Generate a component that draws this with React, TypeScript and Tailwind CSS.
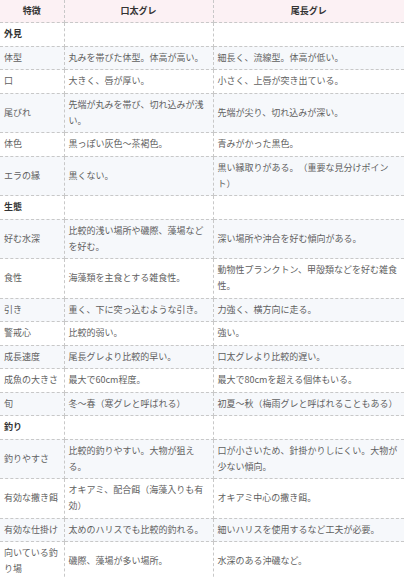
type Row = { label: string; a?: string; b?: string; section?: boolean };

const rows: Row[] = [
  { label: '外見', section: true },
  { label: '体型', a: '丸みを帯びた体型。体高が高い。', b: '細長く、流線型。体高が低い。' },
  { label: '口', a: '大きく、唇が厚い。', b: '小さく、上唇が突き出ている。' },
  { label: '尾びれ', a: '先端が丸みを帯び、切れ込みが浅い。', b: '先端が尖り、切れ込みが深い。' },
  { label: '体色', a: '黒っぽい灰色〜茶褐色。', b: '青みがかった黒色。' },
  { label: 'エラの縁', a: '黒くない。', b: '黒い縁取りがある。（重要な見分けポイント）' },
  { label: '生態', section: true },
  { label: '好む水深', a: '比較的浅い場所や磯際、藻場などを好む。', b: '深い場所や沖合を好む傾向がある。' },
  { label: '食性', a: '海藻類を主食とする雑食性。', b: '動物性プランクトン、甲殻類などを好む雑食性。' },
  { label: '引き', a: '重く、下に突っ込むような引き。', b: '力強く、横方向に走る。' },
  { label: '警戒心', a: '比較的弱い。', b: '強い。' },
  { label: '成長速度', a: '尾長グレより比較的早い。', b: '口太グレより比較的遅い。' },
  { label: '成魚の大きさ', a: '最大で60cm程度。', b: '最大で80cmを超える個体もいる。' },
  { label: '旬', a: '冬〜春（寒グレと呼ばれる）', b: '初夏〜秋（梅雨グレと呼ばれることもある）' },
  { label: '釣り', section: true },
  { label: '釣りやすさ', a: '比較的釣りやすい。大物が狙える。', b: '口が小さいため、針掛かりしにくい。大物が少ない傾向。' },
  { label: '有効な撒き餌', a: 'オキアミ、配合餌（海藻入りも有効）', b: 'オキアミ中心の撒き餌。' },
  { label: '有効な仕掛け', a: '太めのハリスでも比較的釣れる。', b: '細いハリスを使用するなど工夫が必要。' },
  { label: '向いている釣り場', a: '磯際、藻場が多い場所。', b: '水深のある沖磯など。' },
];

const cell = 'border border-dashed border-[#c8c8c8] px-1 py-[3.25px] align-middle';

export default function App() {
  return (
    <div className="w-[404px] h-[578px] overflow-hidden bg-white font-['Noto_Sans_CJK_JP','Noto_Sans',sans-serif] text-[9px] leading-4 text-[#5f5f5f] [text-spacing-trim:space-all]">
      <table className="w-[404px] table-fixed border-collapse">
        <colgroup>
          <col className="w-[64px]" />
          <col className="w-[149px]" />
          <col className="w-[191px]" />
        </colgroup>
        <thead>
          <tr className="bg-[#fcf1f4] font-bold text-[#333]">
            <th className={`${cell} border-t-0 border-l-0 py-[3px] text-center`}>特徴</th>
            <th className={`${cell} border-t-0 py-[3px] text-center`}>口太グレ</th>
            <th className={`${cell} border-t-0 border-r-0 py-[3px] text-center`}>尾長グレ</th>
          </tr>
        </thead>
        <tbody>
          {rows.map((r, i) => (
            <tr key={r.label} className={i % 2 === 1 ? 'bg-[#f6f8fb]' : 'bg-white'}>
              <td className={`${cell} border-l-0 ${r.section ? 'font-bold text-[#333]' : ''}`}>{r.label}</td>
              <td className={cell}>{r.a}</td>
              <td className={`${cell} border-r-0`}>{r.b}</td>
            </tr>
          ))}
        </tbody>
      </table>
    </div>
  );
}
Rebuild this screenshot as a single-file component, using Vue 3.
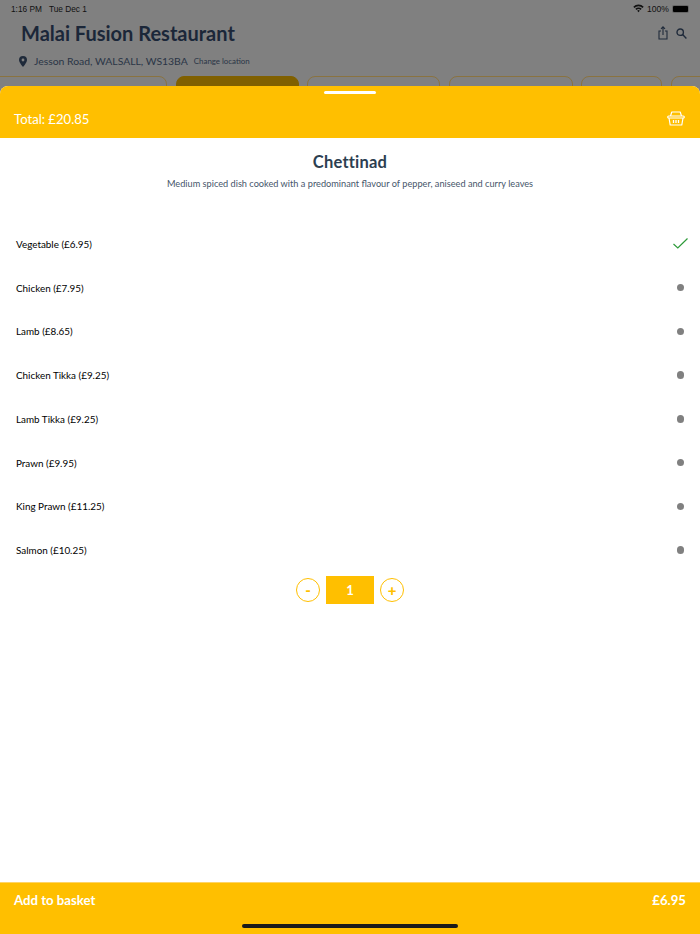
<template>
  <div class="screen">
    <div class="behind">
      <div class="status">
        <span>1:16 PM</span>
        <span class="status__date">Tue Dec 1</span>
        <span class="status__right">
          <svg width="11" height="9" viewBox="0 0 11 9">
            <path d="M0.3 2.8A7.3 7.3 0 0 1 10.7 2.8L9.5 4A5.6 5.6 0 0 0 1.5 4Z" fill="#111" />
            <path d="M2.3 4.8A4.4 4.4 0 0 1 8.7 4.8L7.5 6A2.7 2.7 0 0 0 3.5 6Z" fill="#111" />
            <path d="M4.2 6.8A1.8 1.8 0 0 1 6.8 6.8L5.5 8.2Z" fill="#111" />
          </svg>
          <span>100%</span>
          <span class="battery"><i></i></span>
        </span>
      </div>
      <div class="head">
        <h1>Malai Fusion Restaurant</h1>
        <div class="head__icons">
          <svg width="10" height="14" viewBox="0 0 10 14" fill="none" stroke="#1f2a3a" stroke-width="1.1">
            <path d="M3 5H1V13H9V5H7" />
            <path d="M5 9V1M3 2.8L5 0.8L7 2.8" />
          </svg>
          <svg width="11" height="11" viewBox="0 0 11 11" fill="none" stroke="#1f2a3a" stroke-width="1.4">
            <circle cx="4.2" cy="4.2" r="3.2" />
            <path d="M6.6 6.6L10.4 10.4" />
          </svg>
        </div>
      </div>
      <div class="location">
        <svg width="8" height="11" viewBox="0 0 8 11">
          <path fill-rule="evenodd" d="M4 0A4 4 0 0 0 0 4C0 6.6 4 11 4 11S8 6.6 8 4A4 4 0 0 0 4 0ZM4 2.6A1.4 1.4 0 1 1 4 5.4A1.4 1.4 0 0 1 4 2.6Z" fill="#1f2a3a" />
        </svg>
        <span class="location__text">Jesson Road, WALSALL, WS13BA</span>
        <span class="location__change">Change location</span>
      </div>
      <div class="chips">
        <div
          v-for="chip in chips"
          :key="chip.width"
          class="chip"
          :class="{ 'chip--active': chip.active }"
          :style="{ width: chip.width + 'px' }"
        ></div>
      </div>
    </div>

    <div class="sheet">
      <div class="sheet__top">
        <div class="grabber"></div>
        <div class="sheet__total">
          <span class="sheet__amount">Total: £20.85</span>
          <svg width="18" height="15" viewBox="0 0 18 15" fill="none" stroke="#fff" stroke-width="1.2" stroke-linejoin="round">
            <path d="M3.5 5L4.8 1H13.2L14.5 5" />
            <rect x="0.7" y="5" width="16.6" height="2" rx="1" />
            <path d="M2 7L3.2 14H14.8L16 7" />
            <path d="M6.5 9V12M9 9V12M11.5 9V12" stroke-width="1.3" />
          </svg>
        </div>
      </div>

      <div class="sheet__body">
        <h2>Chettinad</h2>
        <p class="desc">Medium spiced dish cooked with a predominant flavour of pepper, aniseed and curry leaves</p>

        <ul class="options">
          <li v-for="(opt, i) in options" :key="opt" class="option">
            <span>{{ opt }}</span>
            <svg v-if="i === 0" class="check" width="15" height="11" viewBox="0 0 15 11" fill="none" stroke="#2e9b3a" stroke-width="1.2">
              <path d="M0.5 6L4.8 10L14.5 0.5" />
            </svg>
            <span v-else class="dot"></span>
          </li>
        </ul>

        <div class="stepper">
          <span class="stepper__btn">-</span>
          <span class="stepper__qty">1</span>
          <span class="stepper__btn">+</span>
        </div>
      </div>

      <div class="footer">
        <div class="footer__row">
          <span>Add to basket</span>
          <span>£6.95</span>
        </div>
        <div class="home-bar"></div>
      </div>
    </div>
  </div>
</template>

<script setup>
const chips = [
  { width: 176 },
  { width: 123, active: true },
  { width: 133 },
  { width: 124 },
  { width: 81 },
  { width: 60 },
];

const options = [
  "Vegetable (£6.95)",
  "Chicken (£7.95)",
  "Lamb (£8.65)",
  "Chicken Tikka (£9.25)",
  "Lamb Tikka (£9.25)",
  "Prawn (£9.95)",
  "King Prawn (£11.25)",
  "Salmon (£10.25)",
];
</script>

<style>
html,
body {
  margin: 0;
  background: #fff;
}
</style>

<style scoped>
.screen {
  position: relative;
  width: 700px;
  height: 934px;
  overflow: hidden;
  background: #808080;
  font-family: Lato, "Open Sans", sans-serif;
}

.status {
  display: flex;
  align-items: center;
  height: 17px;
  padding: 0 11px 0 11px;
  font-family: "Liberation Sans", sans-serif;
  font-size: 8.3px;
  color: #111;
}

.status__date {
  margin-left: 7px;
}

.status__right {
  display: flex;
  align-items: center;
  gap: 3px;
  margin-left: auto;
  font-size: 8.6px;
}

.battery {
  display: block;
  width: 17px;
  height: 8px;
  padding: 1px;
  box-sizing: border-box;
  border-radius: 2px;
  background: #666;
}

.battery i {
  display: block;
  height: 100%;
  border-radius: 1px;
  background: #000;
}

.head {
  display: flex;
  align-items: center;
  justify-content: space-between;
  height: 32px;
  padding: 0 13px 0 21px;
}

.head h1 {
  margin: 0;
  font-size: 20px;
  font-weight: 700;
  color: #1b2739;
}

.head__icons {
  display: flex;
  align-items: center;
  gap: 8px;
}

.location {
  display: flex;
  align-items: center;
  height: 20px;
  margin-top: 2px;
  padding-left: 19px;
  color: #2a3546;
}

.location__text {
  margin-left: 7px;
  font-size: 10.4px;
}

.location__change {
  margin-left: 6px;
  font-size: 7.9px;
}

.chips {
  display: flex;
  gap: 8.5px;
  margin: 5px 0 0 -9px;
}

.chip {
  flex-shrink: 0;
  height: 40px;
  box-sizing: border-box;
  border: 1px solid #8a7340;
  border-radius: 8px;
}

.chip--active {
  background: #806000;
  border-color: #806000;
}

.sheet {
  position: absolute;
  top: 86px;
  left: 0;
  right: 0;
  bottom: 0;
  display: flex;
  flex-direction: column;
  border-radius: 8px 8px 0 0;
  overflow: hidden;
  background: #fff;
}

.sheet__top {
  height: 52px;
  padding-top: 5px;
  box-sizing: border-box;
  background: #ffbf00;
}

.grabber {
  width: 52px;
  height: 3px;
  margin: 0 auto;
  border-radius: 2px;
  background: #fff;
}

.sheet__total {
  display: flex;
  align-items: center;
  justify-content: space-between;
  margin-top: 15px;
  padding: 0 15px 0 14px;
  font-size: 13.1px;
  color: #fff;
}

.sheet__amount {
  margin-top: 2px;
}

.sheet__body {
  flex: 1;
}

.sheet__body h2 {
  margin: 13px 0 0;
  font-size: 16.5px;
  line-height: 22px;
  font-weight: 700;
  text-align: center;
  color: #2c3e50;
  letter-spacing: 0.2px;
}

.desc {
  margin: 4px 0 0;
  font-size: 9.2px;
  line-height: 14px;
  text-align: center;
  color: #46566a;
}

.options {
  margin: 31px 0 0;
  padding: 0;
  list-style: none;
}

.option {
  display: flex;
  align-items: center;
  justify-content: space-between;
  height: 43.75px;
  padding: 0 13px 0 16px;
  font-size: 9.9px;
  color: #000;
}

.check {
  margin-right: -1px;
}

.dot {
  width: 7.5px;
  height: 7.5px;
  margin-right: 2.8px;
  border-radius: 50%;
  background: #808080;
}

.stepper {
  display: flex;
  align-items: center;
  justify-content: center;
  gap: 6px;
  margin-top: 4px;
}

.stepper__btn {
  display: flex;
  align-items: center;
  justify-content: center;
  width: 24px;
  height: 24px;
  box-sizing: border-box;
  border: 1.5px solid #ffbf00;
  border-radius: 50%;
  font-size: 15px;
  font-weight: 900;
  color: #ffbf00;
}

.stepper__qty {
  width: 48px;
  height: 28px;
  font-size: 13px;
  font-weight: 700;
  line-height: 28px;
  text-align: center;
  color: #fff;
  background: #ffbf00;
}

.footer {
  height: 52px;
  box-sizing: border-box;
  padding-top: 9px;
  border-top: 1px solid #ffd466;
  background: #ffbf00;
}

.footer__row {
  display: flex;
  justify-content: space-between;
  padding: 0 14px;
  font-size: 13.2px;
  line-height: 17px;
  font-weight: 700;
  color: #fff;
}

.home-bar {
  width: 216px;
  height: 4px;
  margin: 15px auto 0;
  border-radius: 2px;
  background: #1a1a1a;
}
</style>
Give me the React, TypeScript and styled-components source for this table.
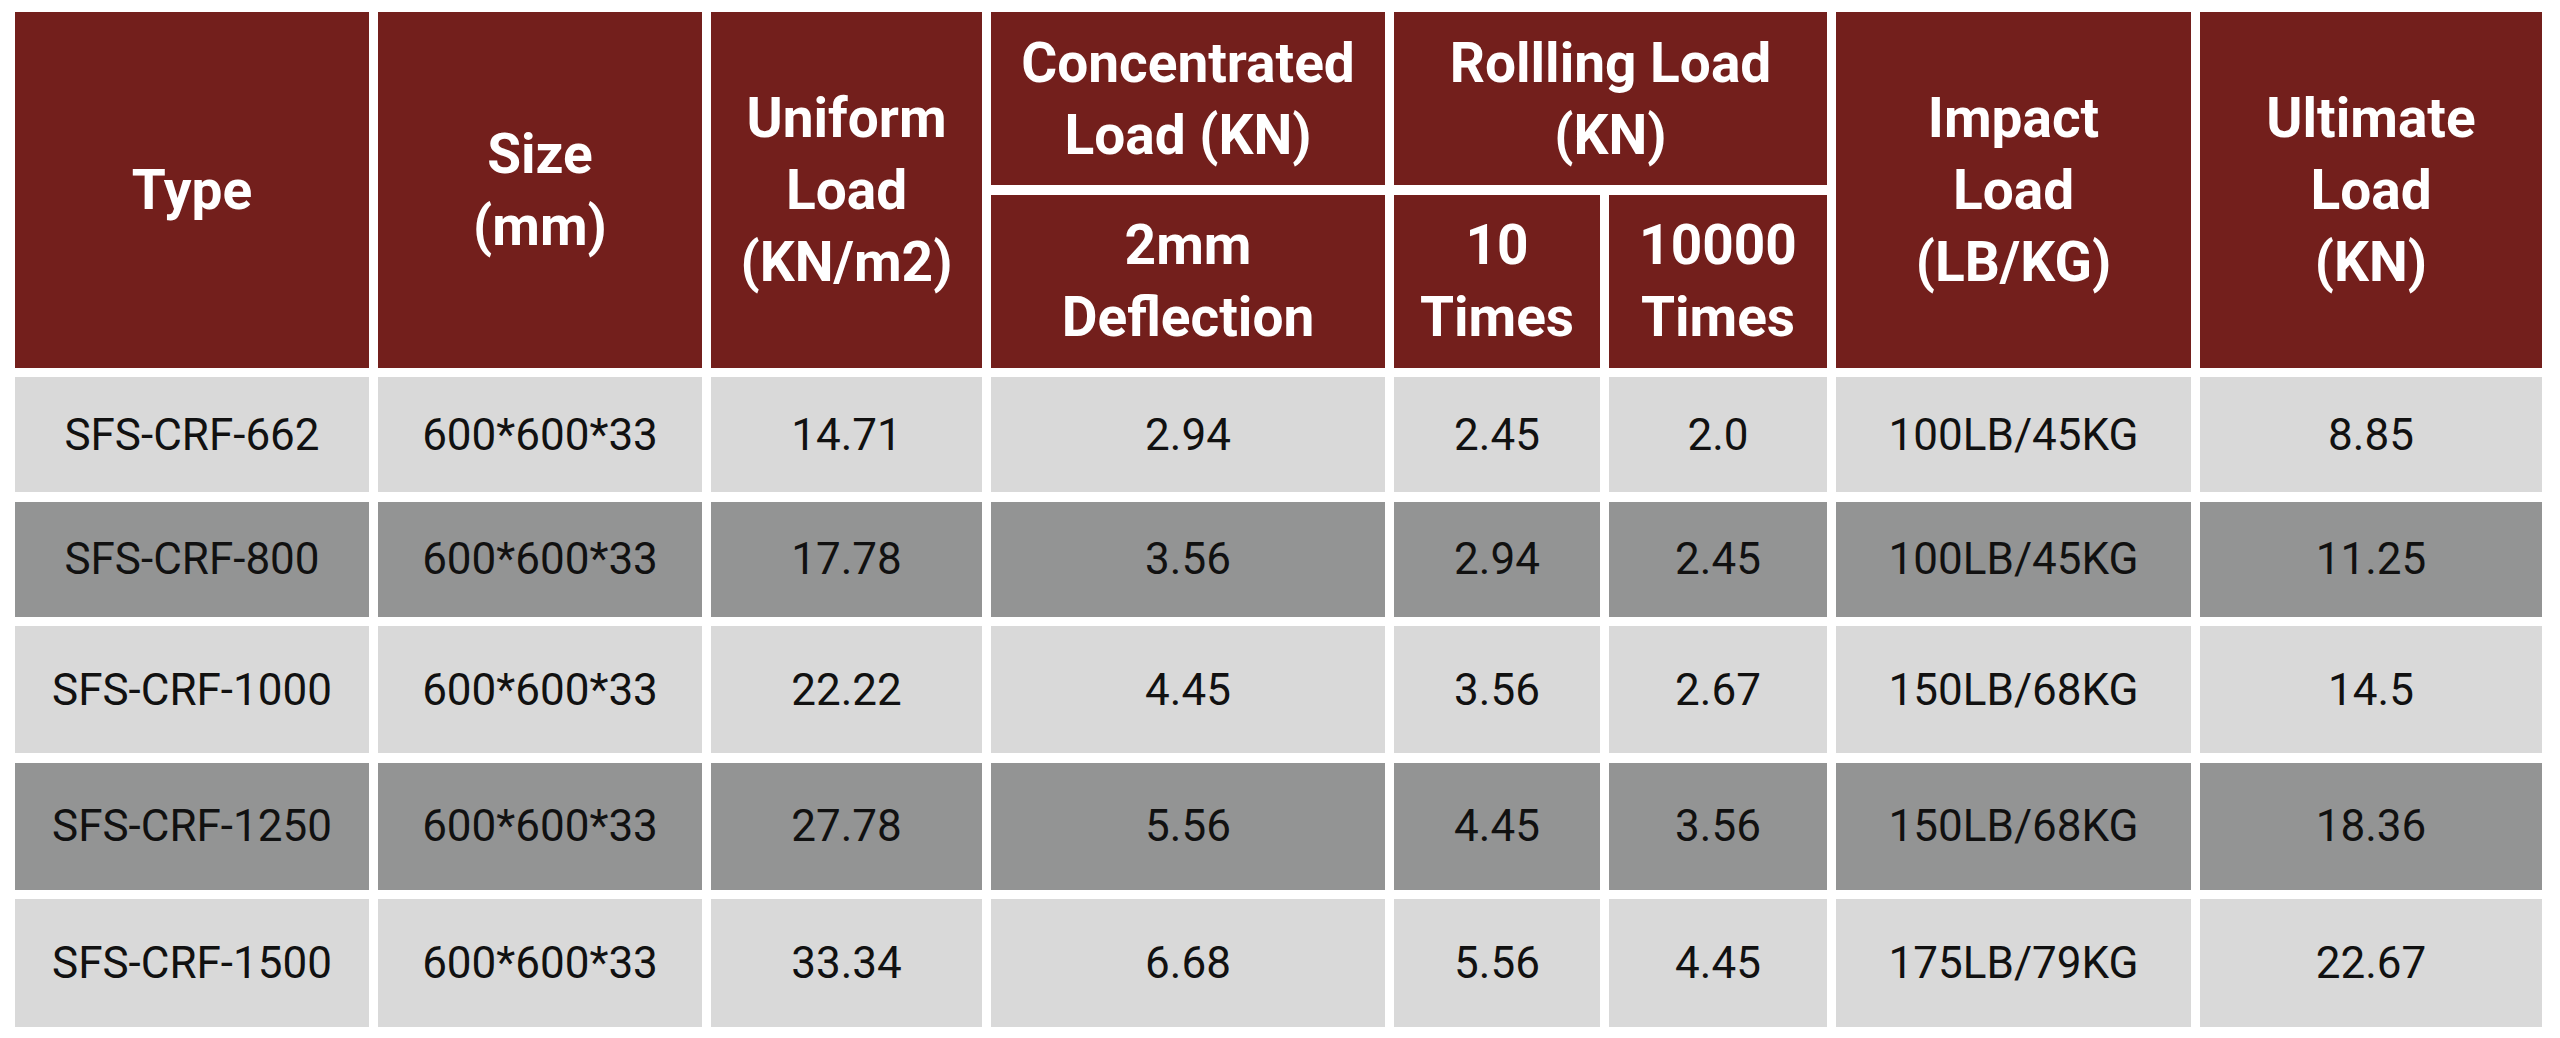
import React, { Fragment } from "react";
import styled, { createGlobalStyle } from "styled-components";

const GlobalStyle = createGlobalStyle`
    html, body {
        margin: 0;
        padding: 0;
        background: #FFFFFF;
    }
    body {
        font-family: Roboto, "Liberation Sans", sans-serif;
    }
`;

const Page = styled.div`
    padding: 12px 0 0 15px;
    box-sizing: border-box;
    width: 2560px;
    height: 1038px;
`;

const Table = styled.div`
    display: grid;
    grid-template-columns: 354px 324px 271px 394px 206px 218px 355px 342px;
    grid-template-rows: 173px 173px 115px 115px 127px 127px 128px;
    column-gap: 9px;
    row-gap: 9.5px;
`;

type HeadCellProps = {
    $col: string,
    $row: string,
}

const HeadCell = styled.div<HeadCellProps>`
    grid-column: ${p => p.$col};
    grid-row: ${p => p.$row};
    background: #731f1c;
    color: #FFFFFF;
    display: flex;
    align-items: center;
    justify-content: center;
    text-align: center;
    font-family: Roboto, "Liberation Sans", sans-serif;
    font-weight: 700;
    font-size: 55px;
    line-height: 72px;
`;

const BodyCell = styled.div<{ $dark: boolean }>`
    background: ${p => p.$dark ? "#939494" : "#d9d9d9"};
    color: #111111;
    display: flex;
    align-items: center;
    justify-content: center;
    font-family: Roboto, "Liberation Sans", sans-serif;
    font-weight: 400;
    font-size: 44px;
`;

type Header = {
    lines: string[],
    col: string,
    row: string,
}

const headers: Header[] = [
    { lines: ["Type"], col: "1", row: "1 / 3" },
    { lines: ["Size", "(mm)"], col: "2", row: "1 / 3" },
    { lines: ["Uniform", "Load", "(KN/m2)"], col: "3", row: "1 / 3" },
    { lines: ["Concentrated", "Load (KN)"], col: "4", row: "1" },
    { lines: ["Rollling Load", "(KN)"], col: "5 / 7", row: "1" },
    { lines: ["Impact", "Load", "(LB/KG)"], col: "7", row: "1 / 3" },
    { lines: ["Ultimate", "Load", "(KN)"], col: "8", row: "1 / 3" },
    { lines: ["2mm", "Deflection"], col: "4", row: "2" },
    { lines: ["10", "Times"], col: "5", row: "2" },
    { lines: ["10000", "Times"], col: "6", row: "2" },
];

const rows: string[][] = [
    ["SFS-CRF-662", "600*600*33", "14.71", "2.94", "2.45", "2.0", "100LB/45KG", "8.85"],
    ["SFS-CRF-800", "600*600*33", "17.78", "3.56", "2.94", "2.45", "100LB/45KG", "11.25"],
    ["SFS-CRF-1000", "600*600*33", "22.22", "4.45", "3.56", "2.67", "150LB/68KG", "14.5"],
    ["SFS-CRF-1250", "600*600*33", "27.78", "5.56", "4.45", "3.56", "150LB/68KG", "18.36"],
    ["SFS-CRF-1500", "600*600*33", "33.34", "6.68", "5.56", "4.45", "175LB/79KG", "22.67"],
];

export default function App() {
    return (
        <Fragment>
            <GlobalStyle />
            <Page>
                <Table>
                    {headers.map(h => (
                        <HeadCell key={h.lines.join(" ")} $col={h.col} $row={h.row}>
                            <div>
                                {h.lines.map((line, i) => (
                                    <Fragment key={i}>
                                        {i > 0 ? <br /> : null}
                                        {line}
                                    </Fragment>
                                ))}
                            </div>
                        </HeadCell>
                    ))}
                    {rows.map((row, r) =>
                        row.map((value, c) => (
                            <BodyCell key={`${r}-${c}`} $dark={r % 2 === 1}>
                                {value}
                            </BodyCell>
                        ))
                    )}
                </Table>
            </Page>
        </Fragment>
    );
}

.....

### DESCRIPTION OF THE TASK
Go from the first line of the data above to the line containing "string; a?: string;" and retype exactly those lines, both included, but none of the pictures.

### TASK OUTPUT
Generate a component that draws this with React, TypeScript and Tailwind CSS.
type Row = { label: string; a?: string; b?: string; section?: boolean };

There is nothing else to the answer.